The fascination of attaching self-care in our lives — particularly among millennials — has erupted into a billion-dollar industry. Self-care topics and advice range from workout regiments and gym memberships to painting and other artistic work to delving into spiritual and emotional needs. This focus on self-care has increased in the last few years.
How and why is self-care suddenly arresting in our lives? Jenna Matsumura, the outreach coordinator for the Women’s Enrollment Initiative at the University of Utah, might have an idea.
For February, the Women’s Enrollment Initiative and the Center for Student Wellness are co-hosting a workshop entitled, “GEM: Intimacy with Self and Others.”
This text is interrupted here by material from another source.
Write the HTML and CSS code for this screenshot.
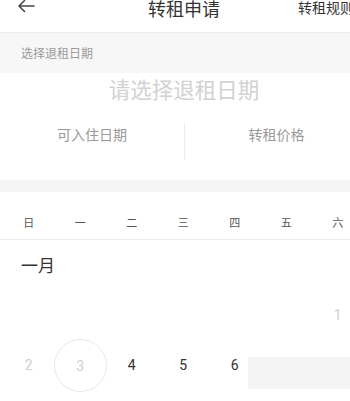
FILE: index.html
```html
<!DOCTYPE html>
<html lang="zh-CN">
<head>
<meta charset="utf-8">
<link rel="stylesheet" href="styles.css">
</head>
<body>
<div class="page">
  <header class="header">
    <div class="back">
      <svg width="18" height="14" viewBox="0 0 18 14" fill="none" stroke="#444" stroke-width="1.5" stroke-linecap="round" stroke-linejoin="round"><path d="M17 7H2M7.5 1.5 2 7l5.5 5.5"/></svg>
    </div>
    <div class="title">转租申请</div>
    <div class="rule">转租规则</div>
  </header>
  <div class="section-label">选择退租日期</div>
  <div class="prompt">请选择退租日期</div>
  <div class="info-row">
    <div class="info-cell">可入住日期</div>
    <div class="info-cell divided">转租价格</div>
  </div>
  <div class="gap-band"></div>
  <div class="week">
    <span>日</span><span>一</span><span>二</span><span>三</span><span>四</span><span>五</span><span>六</span>
  </div>
  <div class="month">一月</div>
  <div class="days">
    <span></span><span></span><span></span><span></span><span></span><span></span><span class="day past">1</span>
    <span class="day past">2</span><span class="day past today">3</span><span class="day">4</span><span class="day">5</span><span class="day">6</span><span class="day"></span><span class="day"></span>
    <div class="toast"></div>
  </div>
</div>
</body>
</html>
```
FILE: styles.css
```css
html, body {
  margin: 0;
  padding: 0;
  background: #fff;
  overflow: hidden;
}
body {
  width: 350px;
  height: 401px;
  font-family: "Noto Sans CJK SC", "Noto Sans", Roboto, sans-serif;
}
.page {
  width: 368px;
}
.header {
  height: 32px;
  display: grid;
  grid-template-columns: 1fr auto 1fr;
  align-items: start;
}
.back {
  padding-left: 17px;
  height: 14px;
  line-height: 0;
  margin-top: -1px;
}
.title {
  font-size: 18px;
  line-height: 16px;
  color: #333;
}
.rule {
  justify-self: end;
  padding-right: 14px;
  font-size: 14px;
  line-height: 15px;
  color: #333;
  white-space: nowrap;
}
.section-label {
  border-top: 1px solid #ececec;
  background: #f7f7f7;
  height: 40px;
  line-height: 40px;
  padding-left: 21px;
  font-size: 12px;
  color: #9a9a9a;
}
.prompt {
  height: 32px;
  line-height: 32px;
  text-align: center;
  font-size: 21.5px;
  color: #d2d2d2;
}
.info-row {
  display: grid;
  grid-template-columns: 1fr 1fr;
  padding-top: 18px;
  margin-bottom: 20px;
}
.info-cell {
  height: 37px;
  line-height: 22px;
  text-align: center;
  font-size: 14px;
  color: #999;
}
.info-cell.divided {
  border-left: 1px solid #ececec;
}
.gap-band {
  height: 12px;
  background: #f5f5f5;
}
.week {
  display: grid;
  grid-template-columns: repeat(7, 51.5px);
  padding: 20px 0 7px 3px;
  border-bottom: 1px solid #eeeeee;
  font-size: 11px;
  line-height: 20px;
  color: #555;
  text-align: center;
}
.month {
  padding: 15px 0 0 21px;
  font-size: 17px;
  line-height: 20px;
  color: #333;
}
.days {
  position: relative;
  display: grid;
  grid-template-columns: repeat(7, 51.5px);
  grid-auto-rows: 50px;
  padding: 15px 0 0 3px;
}
.day {
  display: flex;
  align-items: center;
  justify-content: center;
  font-family: Roboto, "Noto Sans", sans-serif;
  font-size: 14px;
  color: #333;
}
.day.past {
  color: #d0d0d0;
}
.day.today {
  width: 51px;
  height: 51px;
  margin: -1px 0 0 0;
  justify-self: center;
  border: 1px solid #e8e8e8;
  border-radius: 50%;
}
.toast {
  position: absolute;
  left: 248px;
  top: 82px;
  width: 120px;
  height: 32px;
  background: #f4f4f4;
}
```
The Women’s Enrollment Initiative’s goal is to “recruit, retain, and graduate women through a network of support” which is achieved through the Women’s Resource Center and events like these that identify opportunities for women and support them through the process of reaching their goals. The Center for Student Wellness has similar goals for student success. According to their website, they aim “to help students have successful academic and personal experiences by encouraging comprehensive wellness.” This goal is achieved through education and resources like the GEM workshop, general health education and advocacy services like the victim-survivor advocates.
“Participants, who join us — we will be talking a lot about how they know if they’re intimate with someone? What are their most intimate relationships? What does society tell us what intimacy is?” Matsumura said.
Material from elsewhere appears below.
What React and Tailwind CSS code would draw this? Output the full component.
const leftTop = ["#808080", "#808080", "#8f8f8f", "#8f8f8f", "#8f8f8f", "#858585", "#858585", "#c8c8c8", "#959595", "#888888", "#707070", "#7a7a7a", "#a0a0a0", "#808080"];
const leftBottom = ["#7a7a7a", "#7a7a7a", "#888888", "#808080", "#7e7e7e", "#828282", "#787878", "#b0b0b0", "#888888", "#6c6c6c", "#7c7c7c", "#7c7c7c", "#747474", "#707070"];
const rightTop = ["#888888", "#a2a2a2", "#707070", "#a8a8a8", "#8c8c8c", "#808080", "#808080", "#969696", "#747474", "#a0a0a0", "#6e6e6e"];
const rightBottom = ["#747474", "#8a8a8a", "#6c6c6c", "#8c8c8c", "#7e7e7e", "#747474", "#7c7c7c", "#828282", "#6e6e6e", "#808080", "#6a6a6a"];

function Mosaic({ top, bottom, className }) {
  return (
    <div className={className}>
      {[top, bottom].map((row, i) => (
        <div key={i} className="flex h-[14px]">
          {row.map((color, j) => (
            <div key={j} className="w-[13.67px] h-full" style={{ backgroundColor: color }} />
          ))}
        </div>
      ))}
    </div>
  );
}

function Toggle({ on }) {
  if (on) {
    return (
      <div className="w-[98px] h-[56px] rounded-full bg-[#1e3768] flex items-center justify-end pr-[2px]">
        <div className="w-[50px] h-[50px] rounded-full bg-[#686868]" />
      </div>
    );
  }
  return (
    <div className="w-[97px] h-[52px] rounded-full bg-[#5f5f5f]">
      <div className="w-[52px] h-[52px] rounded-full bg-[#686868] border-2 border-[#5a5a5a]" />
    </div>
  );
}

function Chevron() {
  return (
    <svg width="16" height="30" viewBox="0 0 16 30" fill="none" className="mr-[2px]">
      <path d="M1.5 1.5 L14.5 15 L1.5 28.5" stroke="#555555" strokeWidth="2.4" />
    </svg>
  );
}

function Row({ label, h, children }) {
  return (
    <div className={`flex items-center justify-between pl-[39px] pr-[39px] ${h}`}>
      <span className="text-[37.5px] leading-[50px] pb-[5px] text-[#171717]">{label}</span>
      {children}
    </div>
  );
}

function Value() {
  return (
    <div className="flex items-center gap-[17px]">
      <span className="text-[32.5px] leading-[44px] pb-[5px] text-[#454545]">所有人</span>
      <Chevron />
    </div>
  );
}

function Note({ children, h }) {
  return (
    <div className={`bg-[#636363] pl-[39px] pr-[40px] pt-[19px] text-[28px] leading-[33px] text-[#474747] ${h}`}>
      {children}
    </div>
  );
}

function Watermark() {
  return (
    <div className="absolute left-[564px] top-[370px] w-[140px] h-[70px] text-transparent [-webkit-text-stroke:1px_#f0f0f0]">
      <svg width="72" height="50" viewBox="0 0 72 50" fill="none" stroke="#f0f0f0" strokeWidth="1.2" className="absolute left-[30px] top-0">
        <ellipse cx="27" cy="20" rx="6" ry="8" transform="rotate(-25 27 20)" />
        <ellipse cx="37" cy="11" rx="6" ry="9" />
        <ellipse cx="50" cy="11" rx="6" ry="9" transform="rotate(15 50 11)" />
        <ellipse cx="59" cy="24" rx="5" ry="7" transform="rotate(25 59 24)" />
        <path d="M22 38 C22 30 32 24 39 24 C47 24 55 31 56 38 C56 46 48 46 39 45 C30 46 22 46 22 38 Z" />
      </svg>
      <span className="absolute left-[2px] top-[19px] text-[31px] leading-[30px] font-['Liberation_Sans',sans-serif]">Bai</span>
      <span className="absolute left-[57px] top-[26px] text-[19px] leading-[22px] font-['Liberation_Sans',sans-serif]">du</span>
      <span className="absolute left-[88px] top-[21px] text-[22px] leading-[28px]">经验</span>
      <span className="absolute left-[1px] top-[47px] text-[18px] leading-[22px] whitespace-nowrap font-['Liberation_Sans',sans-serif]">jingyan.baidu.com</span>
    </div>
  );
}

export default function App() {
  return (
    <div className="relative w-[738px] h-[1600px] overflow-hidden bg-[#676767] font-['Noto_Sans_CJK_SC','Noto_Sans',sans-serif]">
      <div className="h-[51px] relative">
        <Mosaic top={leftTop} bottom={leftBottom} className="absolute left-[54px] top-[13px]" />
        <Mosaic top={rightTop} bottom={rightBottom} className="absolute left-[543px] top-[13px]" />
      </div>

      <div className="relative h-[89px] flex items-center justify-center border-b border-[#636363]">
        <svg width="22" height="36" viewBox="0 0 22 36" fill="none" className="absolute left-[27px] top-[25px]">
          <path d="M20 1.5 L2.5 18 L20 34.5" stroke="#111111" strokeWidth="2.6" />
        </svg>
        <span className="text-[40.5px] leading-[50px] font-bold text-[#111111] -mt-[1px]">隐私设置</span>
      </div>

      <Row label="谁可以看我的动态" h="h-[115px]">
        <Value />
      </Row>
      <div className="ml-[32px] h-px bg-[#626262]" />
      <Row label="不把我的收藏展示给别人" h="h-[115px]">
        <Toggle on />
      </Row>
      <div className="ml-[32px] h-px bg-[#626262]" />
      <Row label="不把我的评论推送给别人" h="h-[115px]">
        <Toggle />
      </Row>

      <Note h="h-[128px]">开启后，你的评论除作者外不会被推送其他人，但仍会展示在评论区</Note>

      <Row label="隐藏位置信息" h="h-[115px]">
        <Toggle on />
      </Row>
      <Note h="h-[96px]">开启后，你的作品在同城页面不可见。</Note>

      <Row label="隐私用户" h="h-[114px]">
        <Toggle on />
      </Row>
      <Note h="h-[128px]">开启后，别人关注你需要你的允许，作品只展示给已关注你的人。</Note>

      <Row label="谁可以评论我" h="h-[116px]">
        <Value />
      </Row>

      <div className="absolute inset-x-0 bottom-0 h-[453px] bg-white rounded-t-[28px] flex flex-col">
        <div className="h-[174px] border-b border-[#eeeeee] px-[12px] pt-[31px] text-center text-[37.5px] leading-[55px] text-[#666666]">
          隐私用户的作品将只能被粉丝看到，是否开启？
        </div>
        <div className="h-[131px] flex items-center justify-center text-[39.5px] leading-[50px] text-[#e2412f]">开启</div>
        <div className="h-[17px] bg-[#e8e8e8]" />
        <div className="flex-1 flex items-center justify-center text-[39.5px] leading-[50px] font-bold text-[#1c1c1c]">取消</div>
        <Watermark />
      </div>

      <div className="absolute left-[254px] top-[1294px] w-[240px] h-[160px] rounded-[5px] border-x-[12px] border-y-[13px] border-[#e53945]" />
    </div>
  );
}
The workshop will also focus on learning about the five love languages, a popular form of learning how to detect varieties of communications that express love — whether it is romantic or aromantic. It also focuses less on the traditional mechanics of love to others and more about the interactions with ourselves and how we carry that into other relationships.
“It’s not a coincidence that it’s going to be held the day before Valentine’s Day, which is a capitalist scheme to highlight a very specific type of romantic relationship that is not present in all people’s lives,” Matsumura said. “The fact that we don’t have a national holiday that is about self-care, that is about loving yourself and taking the time to be vulnerable with yourself, is an indicator that society tells us to value one type of intimacy over another.”
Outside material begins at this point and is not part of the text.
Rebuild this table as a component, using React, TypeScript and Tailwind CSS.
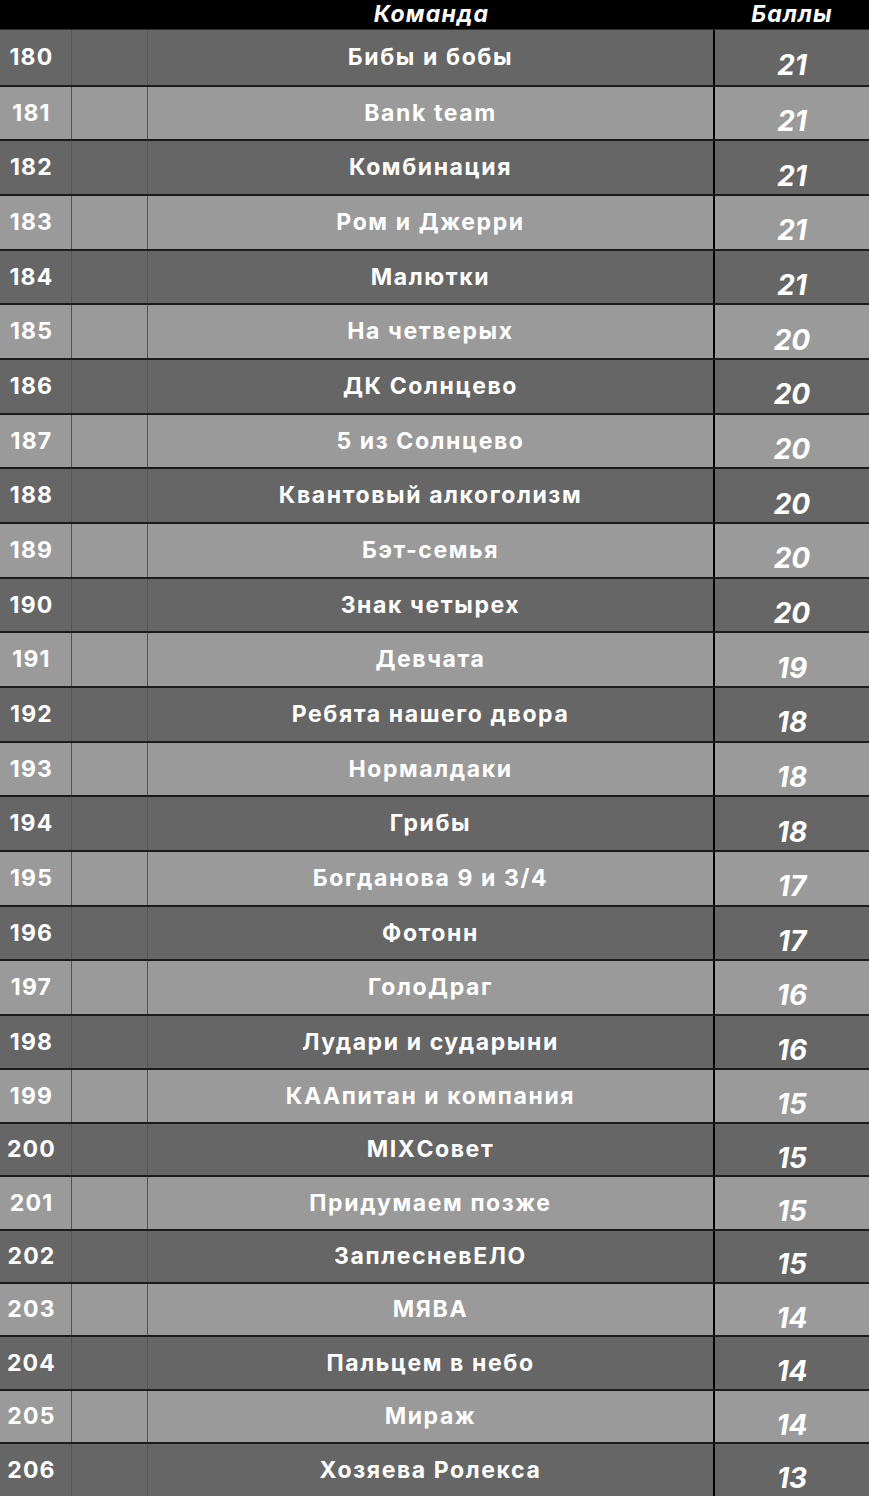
const rows: [number, string, number][] = [
  [180, 'Бибы и бобы', 21],
  [181, 'Bank team', 21],
  [182, 'Комбинация', 21],
  [183, 'Ром и Джерри', 21],
  [184, 'Малютки', 21],
  [185, 'На четверых', 20],
  [186, 'ДК Солнцево', 20],
  [187, '5 из Солнцево', 20],
  [188, 'Квантовый алкоголизм', 20],
  [189, 'Бэт-семья', 20],
  [190, 'Знак четырех', 20],
  [191, 'Девчата', 19],
  [192, 'Ребята нашего двора', 18],
  [193, 'Нормалдаки', 18],
  [194, 'Грибы', 18],
  [195, 'Богданова 9 и 3/4', 17],
  [196, 'Фотонн', 17],
  [197, 'ГолоДраг', 16],
  [198, 'Лудари и сударыни', 16],
  [199, 'КААпитан и компания', 15],
  [200, 'MIXСовет', 15],
  [201, 'Придумаем позже', 15],
  [202, 'ЗаплесневЕЛО', 15],
  [203, 'МЯВА', 14],
  [204, 'Пальцем в небо', 14],
  [205, 'Мираж', 14],
  [206, 'Хозяева Ролекса', 13],
];

export default function App() {
  return (
    <div className="w-[869px] h-[1496px] overflow-hidden bg-black text-white font-['Inter','Liberation_Sans',sans-serif]">
      {/* header */}
      <div className="flex h-[30px] bg-black border-b border-[#2e2e2e] italic font-bold text-[23px] leading-none tracking-[1.2px]">
        <div className="w-[148px]" />
        <div className="w-[567px] flex items-start justify-center pt-[3px]">Команда</div>
        <div className="flex-1 flex items-start justify-center pt-[3px]">Баллы</div>
      </div>

      {rows.map(([rank, team, score], i) => {
        const dark = i % 2 === 0;
        const bg = dark ? 'bg-[#666666]' : 'bg-[#9a9a9a]';
        const height = i < 19 ? 'h-[54.67px]' : 'h-[53.4px]';
        return (
          <div key={rank} className={`flex ${height} ${bg} ${i > 0 ? 'border-t-2 border-[#1c1c1c]' : ''}`}>
            <div className="w-[72px] shrink-0 flex items-center justify-center pr-2 border-r border-[#555] font-bold text-[23px] tracking-[1.2px]">
              {rank}
            </div>
            <div className="w-[76px] shrink-0 border-r border-[#555]" />
            <div className="w-[567px] shrink-0 flex items-center justify-center border-r-2 border-black font-bold text-[23px] tracking-[1.6px]">
              {team}
            </div>
            <div className="flex-1 flex items-center justify-center pt-4 italic font-bold text-[28px]">
              {score}
            </div>
          </div>
        );
      })}
    </div>
  );
}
“I also think that self-care is a practice and you know, language that has been used by marginalized people throughout history in order to survive the oppression these days,” Matsumura said. “Although the message was historically an ode to marginalized populations to self-care when systemic relations did not serve any interest in their favor the practice of self-care today can be accessible for everyone.”
In response to what taking care of yourself looks like, Mayra Repetto, a junior in biology, also says self-care isn’t universal and takes many different forms. “I mean that [self-care] might be different for everyone, whether it be exercising, or hanging out with friends or wine and bath-bombs. That’s how I would define it.”
Repetto does partake in many of the aforementioned activities many see as self-care across popular platforms online. She disagrees that self-care is fulfilled through purchasing material goods pushed by companies, however. Practices such as meditation, yoga or running can fulfill these needs and are offered across campus. The U has various resources for students, ranging from an active UCard functioning as a membership to the Student Life Center, to on-campus counseling in groups or individually, to the Social Justice Advocates in Housing and Residential Education. Other centers on campus alongside the Women’s Resource Center and the Center for Student Wellness, like the Center for Ethnic Student Affairs (CESA), the Center for Disability and Access and Learning Success Center are all aimed at helping students take care of themselves academically, personally and everything in between.
“I think that there’s a lot of ways that you could do it without doing that. But yeah, I do think it’s pushed by media a lot,” Repetto said.
With the incessant pull to employ self-care for young demographics, Repetto said the reason why many are attracted to self-care is that “our generation is more competitive and we’re expected to have a bit more knowledge and classes are more difficult.”
Emi Ataata, a graduate assistant for WEI, will host the upcoming workshop.
The workshop will fall on Wednesday, Feb. 13 from 12:30 p.m. to 1:30 p.m. and will be held in Room 312 at the A. Ray Olpin University Union.